Bangalore, August 7, 2013: As the days draw closer to the annual Ganesha festival, chairperson of the Karnataka State Pollution Control Board (KSPCB), Vaman Acharya, has echoed the need for ‘eco-friendly’ Ganesha idols this year.
Speaking at a workshop on Wednesday, Acharya called upon citizens to use unpainted clay-made Ganesha, which should be of smaller in size somewhere between 8 inches to 12 inches. He also asked people to avoid purchasing idols made out of plaster of Paris, which is non-biodegradable. The idea is to free water bodies from pollution mainly from the lead-mixed paints, he explained.
“We have been insisting on environment friendly Ganesha idols right from the beginning,” he said. “Earlier, we were dealing with plaster of Paris and the lead-mixed paints, but now we are confronting the spectre of Ganeshas made of thermocol.”
Addressing the gathering, Prof Shashidhar expressed his concern over the increased use of lead-mixed paints to colour Ganesha idols. “When five micrograms of lead can make a child dumb, imagine the condition of aquatic creatures if every year about 20,000 to 30,000 large and small size Ganesha idols painted with lead-mixed chemical colours are immersed in water bodies such as Sankey Tank,” he said.

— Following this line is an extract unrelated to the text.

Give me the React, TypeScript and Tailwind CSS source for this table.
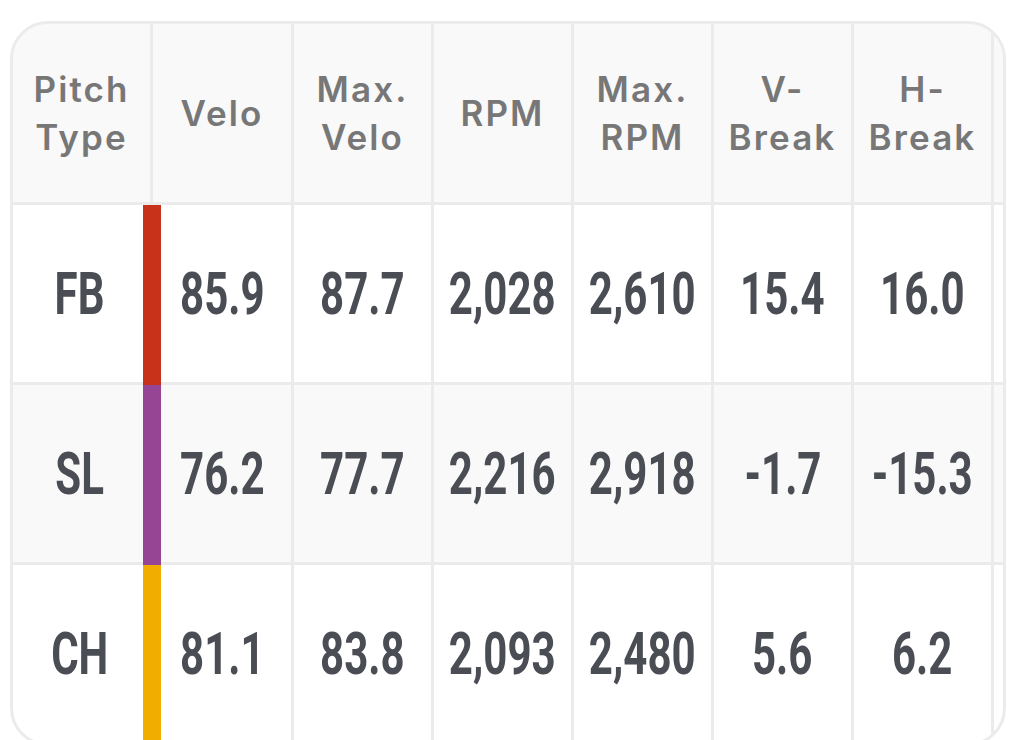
const headers = [
  ["Pitch", "Type"],
  ["Velo"],
  ["Max.", "Velo"],
  ["RPM"],
  ["Max.", "RPM"],
  ["V-", "Break"],
  ["H-", "Break"],
  [],
]

const rows = [
  { type: "FB", color: "bg-[#c8321a]", bg: "bg-white", values: ["85.9", "87.7", "2,028", "2,610", "15.4", "16.0", ""] },
  { type: "SL", color: "bg-[#964595]", bg: "bg-[#f9f9f9]", values: ["76.2", "77.7", "2,216", "2,918", "-1.7", "-15.3", ""] },
  { type: "CH", color: "bg-[#f2ae00]", bg: "bg-white", values: ["81.1", "83.8", "2,093", "2,480", "5.6", "6.2", ""] },
]

const numClass = "font-['Roboto',sans-serif] font-bold scale-x-[0.7] text-[60px] text-[#4a4d54] inline-block"

export default function App() {
  return (
    <div className="w-[1014px] h-[740px] bg-white overflow-hidden pl-[10px] pt-[21px]">
      <div className="w-[996px] h-[725px] rounded-[38px] border-[3px] border-[#ebebeb] overflow-hidden">
        <div className="grid w-max grid-cols-[137px_138px_137px_137px_137px_137px_137px_137px] grid-rows-[178px_177px_177px_177px] gap-[3px] bg-[#ebebeb]">
          {headers.map((h, i) => (
            <div
              key={i}
              className="bg-[#f9f9f9] flex flex-col items-center justify-center text-[#777777] font-['Inter',sans-serif] font-semibold text-[35px] leading-[48px] tracking-[0.06em]"
            >
              {h.map((line) => (
                <span key={line}>{line}</span>
              ))}
            </div>
          ))}
          {rows.map((r) => (
            <>
              <div key={r.type} className={`relative ${r.bg} flex items-center justify-center`}>
                <span className={`${numClass} pr-[6px]`}>{r.type}</span>
                <div className={`absolute z-10 left-[130px] top-0 w-[18px] h-[calc(100%+3px)] ${r.color}`} />
              </div>
              {r.values.map((v, j) => (
                <div key={r.type + j} className={`${r.bg} flex items-center justify-center`}>
                  <span className={numClass}>{v}</span>
                </div>
              ))}
            </>
          ))}
        </div>
      </div>
    </div>
  )
}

He said that by taking these dangers into account, the United States of America banned lead-mixed paints back in 1968 and appealed to government agencies in the State to pass regulations preventing sale of such Ganesha idols. He also asked them to regulate the prices of Ganesha idols so that eco-friendly idols can be sold at cheaper rates.
Acharya also introduced the audience to Raghu Kumar, who has been using natural colours to paint Ganesha idols. Raghu said he has so far identified 82 natural colours as an alternative to toxic paints.